Johanna ... (suite)...

Deux coups de fusil, secs, tirés non loin, mettent fin à mes réflexions. La chasse est ouverte depuis quelques jours. Je respire l'air humide du sous-bois. Ca sent les champignons, la feuille qui pourrit et la mousse. Le soleil perce par taches le feuillage. Des libellules volent au-dessus du ruisseau. Des vaches, dans le champ, me suivent du regard.

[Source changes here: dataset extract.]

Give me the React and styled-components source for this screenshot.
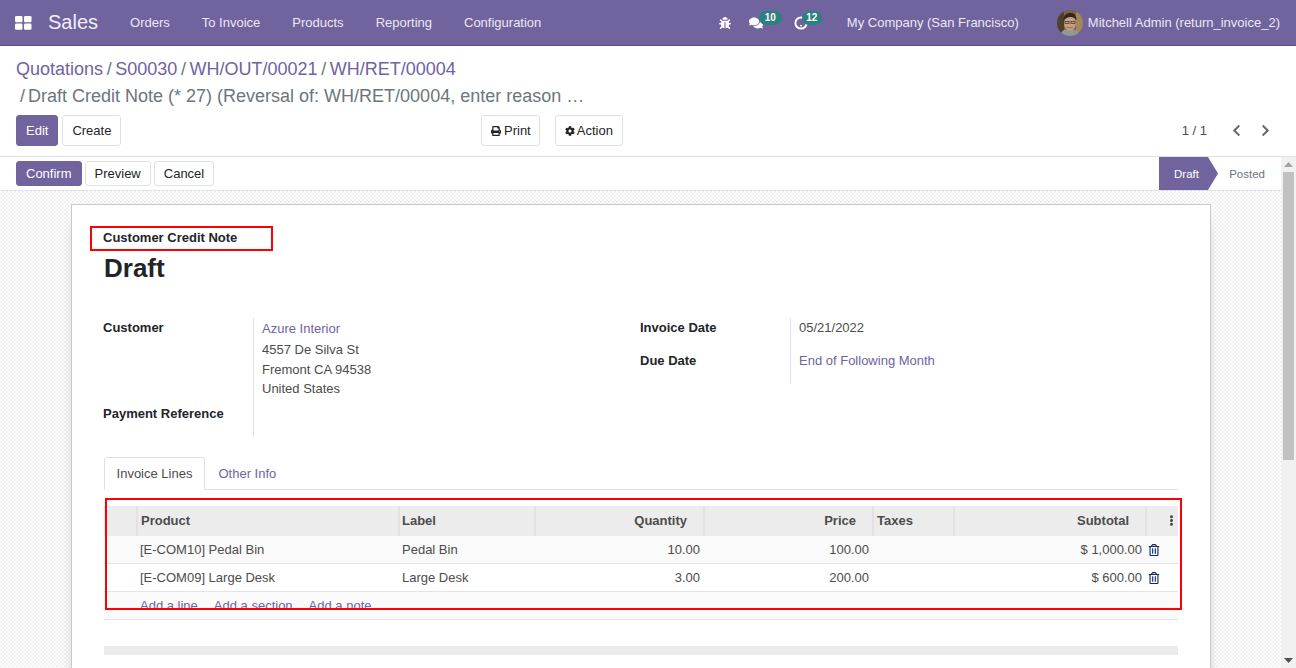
import React from "react";
import styled, { createGlobalStyle } from "styled-components";
import { FaBug, FaComments, FaPrint, FaCog, FaChevronLeft, FaChevronRight, FaRegTrashAlt, FaEllipsisV } from "react-icons/fa";

const Global = createGlobalStyle`
  html, body { margin: 0; padding: 0; height: 100%; overflow: hidden; }
  body { font-family: "Liberation Sans", Arial, sans-serif; font-size: 13px; color: #4c4c4c; background: #fff; }
  * { box-sizing: border-box; }
`;

const Page = styled.div`
  width: 1296px; height: 668px; display: flex; flex-direction: column; overflow: hidden;
`;
const Nav = styled.header`
  flex: 0 0 46px; display: flex; align-items: center; background: #71639e;
  border-bottom: 1px solid #5b4f7f; color: #fff; padding-right: 16px;
`;
const Apps = styled.svg`
  width: 17px; height: 14px; margin-left: 15px; fill: #fff;
`;
const Brand = styled.span`
  font-size: 20px; margin-left: 16px; margin-right: 16px; color: #f0eef6;
`;
const NavItem = styled.span`
  font-size: 13px; padding: 0 16px; color: #ebe8f2; white-space: nowrap;
`;
const Spacer = styled.div` flex: 1; `;
const IconWrap = styled.span`
  position: relative; display: inline-flex; width: 16px; justify-content: center; font-size: ${p => p.$size ?? 14}px; color: #fff;
  margin-left: ${p => p.$ml}px;
`;
const Badge = styled.span`
  position: absolute; top: -5px; left: ${p => p.$l}px; height: 14px; width: ${p => p.$w}px;
  border-radius: 7px; background: #2d8080; color: #fff; font-size: 10px; font-weight: 700; line-height: 14px; text-align: center;
`;
const ClockIcon = styled.svg` width: 14px; height: 14px; fill: none; stroke: #fff; `;
const Company = styled(NavItem)` margin-left: 38px; padding: 0; `;
const Avatar = styled.svg`
  width: 26px; height: 26px; border-radius: 50%; margin-left: 38px; margin-right: 5px;
`;
const User = styled(NavItem)` padding: 0; `;

const Panel = styled.section`
  flex: 0 0 111px; padding: 13px 16px 0; background: #fff; border-bottom: 1px solid #dee2e6;
`;
const Crumbs = styled.div`
  font-size: 18px; line-height: 21px; height: 27px; color: #71639e; white-space: nowrap;
`;
const Sep = styled.span` color: #6c757d; padding: 0 3.6px; `;
const CrumbNow = styled.div`
  font-size: 18px; line-height: 21px; height: 27px; padding-left: 4px; color: #6c757d; white-space: nowrap;
`;
const NowSep = styled.span` padding-right: 3px; `;
const Buttons = styled.div`
  display: grid; grid-template-columns: 465px 1fr auto; align-items: center; height: 31px; margin-top: 2px;
`;
const Group = styled.div` display: flex; gap: ${p => p.$gap ?? 4}px; align-items: center; `;
const Btn = styled.button`
  font: inherit; font-size: 13px; height: ${p => p.$h ?? 31}px; padding: 0 ${p => p.$pr ?? 9}px 0 9px; border-radius: 3px; display: inline-flex; align-items: center; gap: ${p => p.$iconGap ?? 3}px;
  border: 1px solid ${p => p.$primary ? "#71639e" : "#dee2e6"};
  background: ${p => p.$primary ? "#71639e" : "#fff"};
  color: ${p => p.$primary ? "#fff" : "#212529"};
  white-space: nowrap;
  svg { font-size: 10px; }
`;
const Pager = styled.div`
  display: flex; align-items: center; color: #4c4c4c; font-size: 13px; margin-right: 8px;
  svg { color: #666; font-size: 13px; }
`;
const PagerText = styled.span` margin-right: 23px; `;
const PagerNext = styled.span` display: inline-flex; margin-left: 16px; `;

const Body = styled.div` flex: 1; min-height: 0; display: flex; `;
const Main = styled.div` flex: 1; min-width: 0; display: flex; flex-direction: column; `;
const StatusRow = styled.div`
  flex: 0 0 34px; display: flex; align-items: center; justify-content: space-between; padding-left: 16px;
  background: #fff; border-bottom: 1px solid #dee2e6;
`;
const Status = styled.div` display: flex; align-self: stretch; align-items: stretch; font-size: 11.5px; `;
const Step = styled.span`
  width: 49px; display: flex; align-items: center; justify-content: center; padding-left: 6px; position: relative;
  background: #71639e; color: #fff;
  &::after {
    content: ""; position: absolute; left: 100%; top: 0; bottom: 0; width: 10px;
    background: #71639e; clip-path: polygon(0 0, 100% 50%, 0 100%);
  }
`;
const StepOff = styled.span`
  width: 73px; display: flex; align-items: center; justify-content: flex-end; padding-right: 16px; color: #6c757d;
`;
const Canvas = styled.div`
  flex: 1; min-height: 0; overflow: hidden; padding: 13px 70px 0 71px;
  background-color: #fff;
  background-image: repeating-conic-gradient(#f1f1f1 0 25%, #ffffff 0 50%);
  background-size: 4px 4px;
`;
const Sheet = styled.div`
  position: relative; width: 1140px; height: 700px; background: #fff; border: 1px solid #c8c8d0; padding: 25px 32px 0;
  box-shadow: 0 5px 20px -15px #000;
`;
const Head = styled.div` margin-left: -1px; `;
const TypeLabel = styled.div`
  font-size: 13px; font-weight: 700; color: #212529; line-height: 16px;
`;
const Title = styled.h1`
  font-size: 26px; line-height: 31px; font-weight: 700; color: #212529; margin: 7px 0 0 1px;
`;
const RedBox = styled.div`
  position: absolute; border: 2px solid #f00; pointer-events: none;
  left: ${p => p.$l}px; top: ${p => p.$t}px; width: ${p => p.$w}px; height: ${p => p.$h}px;
`;
const Fields = styled.div`
  display: grid; grid-template-columns: 537px 1fr; margin-top: 34px;
`;
const FieldGrid = styled.div`
  display: grid; grid-template-columns: 150px 1fr; align-content: start;
`;
const FieldLabel = styled.div`
  font-weight: 700; color: #212529; font-size: 13px; line-height: 16px; padding-top: 2px; height: ${p => p.$h}px;
`;
const FieldValue = styled.div`
  border-left: 1px solid #dee2e6; padding: 0 0 0 8px; height: ${p => p.$h}px; line-height: 19.6px; color: #4c4c4c;
`;
const ValueCol = styled.div`
  grid-row: 1 / span 2; grid-column: 2;
  border-left: 1px solid #dee2e6; padding: 1px 0 0 8px; color: #4c4c4c; height: 119px;
`;
const LabelCol = styled.div` grid-row: ${p => p.$row}; grid-column: 1; `;
const Link = styled.span` color: #71639e; `;
const AddrLine = styled.div` line-height: 19.6px; `;
const AddrLink = styled.div` line-height: 19.6px; margin-bottom: 1.4px; `;
const Tabs = styled.div`
  display: flex; margin-top: 20px; border-bottom: 1px solid #dee2e6; height: 33px;
`;
const TabOn = styled.div`
  width: 101px; height: 33px; display: flex; align-items: center; justify-content: center;
  border: 1px solid #dee2e6; border-bottom-color: #fff; border-radius: 3px 3px 0 0; color: #4c4c4c; background: #fff;
`;
const TabOff = styled.div`
  padding: 0 13.5px; display: flex; align-items: center; color: #71639e; height: 33px;
`;
const Table = styled.table`
  width: 1074px; table-layout: fixed; border-collapse: collapse; margin-top: 16px; font-size: 13px;
`;
const Th = styled.th`
  height: 30px; background: #ececec; color: #4c4c4c; font-weight: 700; padding: 0 ${p => p.$pr ?? 4}px 1px ${p => p.$pl ?? 3}px;
  text-align: ${p => p.$right ? "right" : "left"};
  border-left: ${p => p.$first ? "0" : "2px solid #e2e2e2"};
`;
const Tr = styled.tr`
  background: ${p => p.$alt ? "#fafafa" : "#fff"};
  border-bottom: 1px solid #e4e4e4;
`;
const Td = styled.td`
  height: ${p => p.$h}px; padding: 0 4px 0 ${p => p.$pl ?? 3}px; color: #4c4c4c; white-space: nowrap;
  text-align: ${p => p.$right ? "right" : "left"};
`;
const Trash = styled(FaRegTrashAlt)` color: #0d2a62; font-size: 12px; vertical-align: -2px; `;
const Dots = styled(FaEllipsisV)` color: #4c4c4c; font-size: 11px; vertical-align: -1px; `;
const DotsCell = styled.div` text-align: right; `;
const AddLink = styled.span` color: #71639e; margin-right: 16px; `;
const AddCell = styled(Td)` vertical-align: top; padding-top: 6px; `;
const GreyBar = styled.div` height: 9px; background: #ececec; margin-top: 26px; `;

const ScrollBar = styled.div`
  flex: 0 0 15px; background: #f1f1f1; display: flex; flex-direction: column; align-items: center;
`;
const ScrollArrow = styled.svg` width: 9px; height: 5px; fill: ${p => p.$fill}; margin: ${p => p.$m}; `;
const Thumb = styled.div` width: 11px; height: 288px; background: #c1c1c1; `;
const Gap = styled.div` flex: 1; `;

function AppsIcon() {
  return (
    <Apps viewBox="0 0 17 14">
      <rect x="0" y="0" width="7.5" height="6.2" rx="1.2" />
      <rect x="9" y="0" width="7.5" height="6.2" rx="1.2" />
      <rect x="0" y="7.6" width="7.5" height="6.2" rx="1.2" />
      <rect x="9" y="7.6" width="7.5" height="6.2" rx="1.2" />
    </Apps>
  );
}

function Face() {
  return (
    <Avatar viewBox="0 0 26 26">
      <rect width="26" height="26" fill="#7d6242" />
      <rect x="0" y="0" width="7" height="26" fill="#4e3f30" />
      <rect x="19" y="2" width="7" height="20" fill="#a3865a" />
      <path d="M3 26c1-6 5-7 10-7s9 2 10 7z" fill="#8f9a96" />
      <ellipse cx="13" cy="13" rx="6" ry="7.5" fill="#c99e82" />
      <path d="M6.5 11c0-6 3-8 7-8s6 3 6 7c-2-2-3-3-6-3s-5 1-7 4z" fill="#2e2620" />
      <rect x="8" y="11.5" width="4" height="2" fill="none" stroke="#3a3028" strokeWidth=".7" />
      <rect x="14" y="11.5" width="4" height="2" fill="none" stroke="#3a3028" strokeWidth=".7" />
      <path d="M10 17c2 1 4 1 6 0" stroke="#8a5a48" strokeWidth=".8" fill="none" />
    </Avatar>
  );
}

const rows = [
  { p: "[E-COM10] Pedal Bin", l: "Pedal Bin", q: "10.00", r: "100.00", s: "$ 1,000.00", alt: true, h: 27 },
  { p: "[E-COM09] Large Desk", l: "Large Desk", q: "3.00", r: "200.00", s: "$ 600.00", alt: false, h: 28 },
];

export default function App() {
  return (
    <Page>
      <Global />
      <Nav>
        <AppsIcon />
        <Brand>Sales</Brand>
        <NavItem>Orders</NavItem>
        <NavItem>To Invoice</NavItem>
        <NavItem>Products</NavItem>
        <NavItem>Reporting</NavItem>
        <NavItem>Configuration</NavItem>
        <Spacer />
        <IconWrap $ml={0} $size={12}><FaBug /></IconWrap>
        <IconWrap $ml={15}><FaComments /><Badge $l={11} $w={23}>10</Badge></IconWrap>
        <IconWrap $ml={29}>
          <ClockIcon viewBox="0 0 14 14">
            <circle cx="7" cy="7" r="5.6" strokeWidth="2" />
            <path d="M6 9.6h2" strokeWidth="1.2" />
          </ClockIcon>
          <Badge $l={9} $w={20}>12</Badge>
        </IconWrap>
        <Company>My Company (San Francisco)</Company>
        <Face />
        <User>Mitchell Admin (return_invoice_2)</User>
      </Nav>
      <Panel>
        <Crumbs>
          <Link>Quotations</Link><Sep>/</Sep><Link>S00030</Link><Sep>/</Sep><Link>WH/OUT/00021</Link><Sep>/</Sep><Link>WH/RET/00004</Link>
        </Crumbs>
        <CrumbNow><NowSep>/</NowSep>Draft Credit Note (* 27) (Reversal of: WH/RET/00004, enter reason …</CrumbNow>
        <Buttons>
          <Group>
            <Btn $primary>Edit</Btn>
            <Btn>Create</Btn>
          </Group>
          <Group $gap={15}>
            <Btn $iconGap={3} $pr={8}><FaPrint />Print</Btn>
            <Btn $iconGap={2}><FaCog />Action</Btn>
          </Group>
          <Pager>
            <PagerText>1 / 1</PagerText>
            <FaChevronLeft />
            <PagerNext><FaChevronRight /></PagerNext>
          </Pager>
        </Buttons>
      </Panel>
      <Body>
        <Main>
          <StatusRow>
            <Group $gap={3}>
              <Btn $primary $h={25}>Confirm</Btn>
              <Btn $h={25}>Preview</Btn>
              <Btn $h={25}>Cancel</Btn>
            </Group>
            <Status>
              <Step>Draft</Step>
              <StepOff>Posted</StepOff>
            </Status>
          </StatusRow>
          <Canvas>
            <Sheet>
              <RedBox $l={18} $t={21} $w={183} $h={25} />
              <RedBox $l={33} $t={293} $w={1077} $h={112} />
              <Head>
                <TypeLabel>Customer Credit Note</TypeLabel>
                <Title>Draft</Title>
                <Fields>
                  <FieldGrid>
                    <LabelCol $row={1}><FieldLabel $h={86}>Customer</FieldLabel></LabelCol>
                    <LabelCol $row={2}><FieldLabel $h={33}>Payment Reference</FieldLabel></LabelCol>
                    <ValueCol>
                      <AddrLink><Link>Azure Interior</Link></AddrLink>
                      <AddrLine>4557 De Silva St</AddrLine>
                      <AddrLine>Fremont CA 94538</AddrLine>
                      <AddrLine>United States</AddrLine>
                    </ValueCol>
                  </FieldGrid>
                  <FieldGrid>
                    <FieldLabel $h={33}>Invoice Date</FieldLabel>
                    <FieldValue $h={33}>05/21/2022</FieldValue>
                    <FieldLabel $h={33}>Due Date</FieldLabel>
                    <FieldValue $h={33}><Link>End of Following Month</Link></FieldValue>
                  </FieldGrid>
                </Fields>
              </Head>
              <Tabs>
                <TabOn>Invoice Lines</TabOn>
                <TabOff>Other Info</TabOff>
              </Tabs>
              <Table>
                <colgroup>
                  <col width="33" /><col width="262" /><col width="136" /><col width="169" /><col width="169" /><col width="81" /><col width="192" /><col width="32" />
                </colgroup>
                <thead>
                  <tr>
                    <Th $first />
                    <Th>Product</Th>
                    <Th $pl={2}>Label</Th>
                    <Th $right $pr={16}>Quantity</Th>
                    <Th $right $pr={16}>Price</Th>
                    <Th>Taxes</Th>
                    <Th $right $pr={16}>Subtotal</Th>
                    <Th $pr={1}><DotsCell><Dots /></DotsCell></Th>
                  </tr>
                </thead>
                <tbody>
                  {rows.map(r => (
                    <Tr key={r.p} $alt={r.alt}>
                      <Td $h={r.h} />
                      <Td $h={r.h}>{r.p}</Td>
                      <Td $h={r.h}>{r.l}</Td>
                      <Td $h={r.h} $right>{r.q}</Td>
                      <Td $h={r.h} $right>{r.r}</Td>
                      <Td $h={r.h} />
                      <Td $h={r.h} $right>{r.s}</Td>
                      <Td $h={r.h} $pl={2}><Trash /></Td>
                    </Tr>
                  ))}
                  <Tr $alt>
                    <Td $h={28} />
                    <AddCell $h={28} colSpan={7}>
                      <AddLink>Add a line</AddLink><AddLink>Add a section</AddLink><AddLink>Add a note</AddLink>
                    </AddCell>
                  </Tr>
                </tbody>
              </Table>
              <GreyBar />
            </Sheet>
          </Canvas>
        </Main>
        <ScrollBar>
          <ScrollArrow $fill="#a3a3a3" $m="5px 0 5px" viewBox="0 0 9 5"><path d="M4.5 0 9 5H0z" /></ScrollArrow>
          <Thumb />
          <Gap />
          <ScrollArrow $fill="#505050" $m="0 0 5px" viewBox="0 0 9 5"><path d="M0 0h9L4.5 5z" /></ScrollArrow>
        </ScrollBar>
      </Body>
    </Page>
  );
}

J'arrive maintenant au bout du chemin et j'aperçois le muret de pierres sèches où les tentacules du lierre ont tendu leurs vrilles. Un chat s'étire au soleil. Je pousse le portail de fer forgé qui grince sur ses gonds. Les gravillons crissent sous mes pieds pendant que je remonte l'allée. Tout est calme. On n'entend que le gazouillis des oiseaux. Le cimetière étage ses rangées de tombes sur une pente douce. Les stèles sont, pour la plupart, assez modestes. Des mausolées en ciment, rongés par la mousse, ont été érigés çà et là. De vieilles Croix gisent dans l'herbe, au milieu des tombes abandonnées. Des caveaux en marbre ou en granit les remplacent peu à peu.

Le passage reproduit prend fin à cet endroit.